If you can get 20 hours a week at 50zl/hour before tax, you'll do just fine :)
davidpeake 14 | 451  
16 Jan 2009 /  #12
i agree delph, i was offered 35/hour under the table 3 years ago, so 50/hour would sound about right today/
Seanus 15 | 19,706  
16 Jan 2009 /  #13
Yeah, these are the going rates. I'm lucky enough to get 30 hours a week at an average of 60/hour before tax. I actually have 3 separate rates at one of my schools. Still, it's nose to the grindstone most of the time. The good thing is, I don't work weekends anymore.

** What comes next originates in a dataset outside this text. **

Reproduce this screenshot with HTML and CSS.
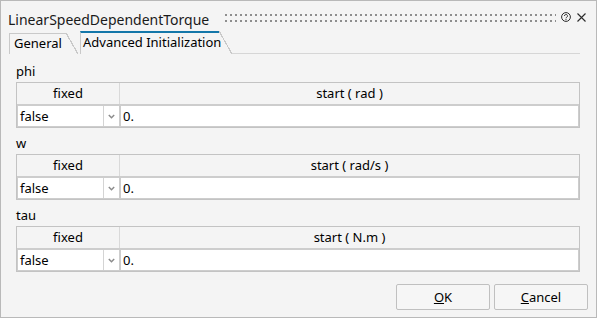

7K is quite healthy for a teacher here. Some of the earnings of business people here is sick. My fiancee deals with those who book holidays which cost more than my bank balance. Fiendishly wealthy.
dcchris 8 | 432  
16 Jan 2009 /  #14
For the most part in WaWa I charge 70/hour for private and make 56/hour through my school. For students and people who aren't directors I charge 50/hour for private. But with the zl going down I am thinking about upping my rates. After all I am an imported good... Some people charge much higher than me. I met one teacher of Polish who wanted to charge me 50/hour.
delphiandomine 85 | 18,254  
16 Jan 2009 /  #15
See, it's a very strange market in PoznaƄ. You'd think, with it being a business city, you could get away with charging stupid rates. But no - quite the opposite. I've seen a few adverts for native speakers, charging 30zl/hour - and with them offering to come to your place. I can't work out what they're doing, or why.

But to give some comparison, I get 35zl/hour after tax - and the teaching environment is fantastic. I would hold out for more - but effectively, I'm allowed to experiment with different teaching methods and to try different things. I don't have to pay for housing - so the money on offer is perfectly fine. I'm a new teacher though, so the teaching practice in a supportive environment is much, much more valuable than the money at this stage.

But it's relative - if I had to pay rent/a mortgage, I would be holding out for more. Likewise, if the school didn't have a fantastic setup, I'd be holding out for much more to cover the time spent preparing materials. As it stands, they have pretty much everything I need.